Io ho visto la guerra della Bosnia Erzegovina, le donne si sono battute , in silenzio di fianco agli uomini e sono morte, e sono morti è il prezzo da pagare. loro sapevano che c’era un prezzo da pagare..e non avevano un blog su cui dirlo , ma campi con croci di legno.
Avete voluto la lotta, be sappiate che in guerra si combatte, si muore, in piazza si muore, e li siamo tutti uguali , non uomini , non donne ma essere umani.
e personalmente non mi interessa minimamente appoggiarvi.
In bocca al lupo per le vostre battaglie e i vostri ideali
Non esiste guerra, o rivoluzione, a ragion di storia che non contempli” vittime.”sociali, umane..etc.. non ce sesso in questo maschile o femminile è intrinseco nel significato di queste parole..
Luca
Luca.
Condivido molte delle emozioni che descrivi. La rabbia indurisce le parole, l’agire, l’aria. Tra le donne – come tra gli uomini – c’è però molta diversità e molta diversa sapienza politica nelle risposte da dare alla rabbia.

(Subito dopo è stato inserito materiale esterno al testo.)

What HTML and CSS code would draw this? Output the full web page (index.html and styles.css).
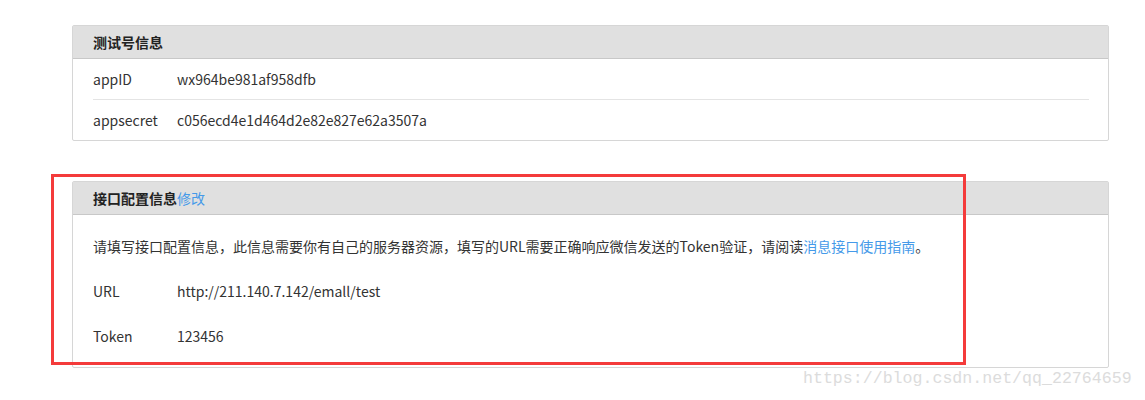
FILE: index.html
```html
<!DOCTYPE html>
<html lang="zh-CN">
<head>
    <meta charset="UTF-8">
    <title>测试号管理</title>
    <link rel="stylesheet" href="styles.css">
</head>
<body>
    <div class="page">
        <div class="panel">
            <div class="panel-head">测试号信息</div>
            <div class="panel-body list">
                <div class="row"><span class="label">appID</span><span>wx964be981af958dfb</span></div>
                <div class="row"><span class="label">appsecret</span><span>c056ecd4e1d464d2e82e827e62a3507a</span></div>
            </div>
        </div>

        <div class="panel config">
            <div class="panel-head">接口配置信息<a href="#">修改</a></div>
            <div class="panel-body">
                <p>请填写接口配置信息，此信息需要你有自己的服务器资源，填写的URL需要正确响应微信发送的Token验证，请阅读<a href="#">消息接口使用指南</a>。</p>
                <div class="line"><span class="label">URL</span><span>http://211.140.7.142/emall/test</span></div>
                <div class="line"><span class="label">Token</span><span>123456</span></div>
            </div>
            <div class="mark"></div>
        </div>
    </div>
    <div class="watermark">https://blog.csdn.net/qq_22764659</div>
</body>
</html>
```

FILE: styles.css
```css
body {
    margin: 0;
    font-family: "Noto Sans CJK SC", "Noto Sans", sans-serif;
    font-size: 14px;
    color: #333;
    background: #fff;
}
.page {
    width: 1037px;
    margin-left: 72px;
    padding-top: 25px;
}
.panel {
    border: 1px solid #d6d6d6;
    border-radius: 2px;
    position: relative;
}
.panel + .panel {
    margin-top: 40px;
}
.panel-head {
    background: #e0e0e0;
    border-bottom: 1px solid #c8c8c8;
    height: 32px;
    line-height: 32px;
    padding: 0 20px;
    font-weight: bold;
    color: #222;
}
.panel-head a {
    font-weight: normal;
    color: #459ae9;
    text-decoration: none;
}
.panel-body {
    padding: 0 19px 0 20px;
}
.list .row {
    display: flex;
    height: 40px;
    line-height: 40px;
}
.list .row + .row {
    border-top: 1px solid #e4e4e4;
}
.label {
    width: 84px;
    flex-shrink: 0;
}
.config .panel-body {
    padding-top: 9px;
    padding-bottom: 8px;
}
.config p {
    margin: 0;
    line-height: 45px;
}
.config p a {
    color: #459ae9;
    text-decoration: none;
}
.line {
    display: flex;
    line-height: 45px;
}
.mark {
    position: absolute;
    left: -22px;
    top: -8px;
    width: 909px;
    height: 185px;
    border: 3px solid #f43b3b;
}
.watermark {
    position: absolute;
    left: 803px;
    top: 369px;
    font-family: "Liberation Mono", monospace;
    font-size: 16.6px;
    color: #dcdcdc;
}
```
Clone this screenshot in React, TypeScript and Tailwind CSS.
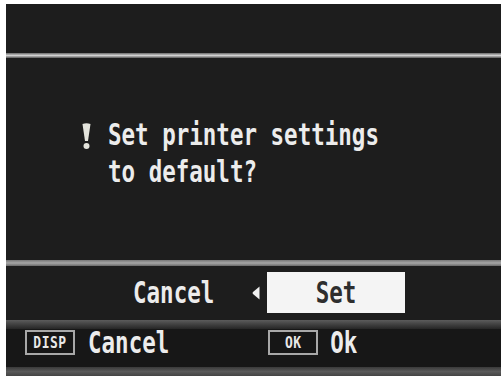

Vogliamo solo resistere? sentirci ‘libere’ perchè abbiamo imparato il piacere di tirare un sanpietrino? incontriamoci e parliamone.
Ciao a tutte. Mi permetto di lasciarvi un link. http://mfla.noblogs.org/post/2011/10/18/riflessioni-femministe-sul-15-ottobre/ – Sono Valeria del Martedì Autogestito da Femministe e Lesbiche e proprio ieri, tra compagne, abbiamo provato a scardinare gli stereotipi tirati fuori dalla 27° ora e da altri giornali. E’ stata una trasmissione corale in cui abbiamo parlato un pò del 15 ottobre, ma soprattutto abbiamo parlato della violenza (come femministe qualcosa da dire ce l’avremmo, no? visto che riflettiamo su questo da sempre) e delle “donne violente”. Pensate che a microfoni spenti scherzavamo su un’improbabile intervista a una blecca blocca ma la realtà a volte supera la fantasia e Repubblica, questa mattina j’aveva già dato. A proposito, un ot a fikasicula che stamattina sul cartaceo è stata anche nominata.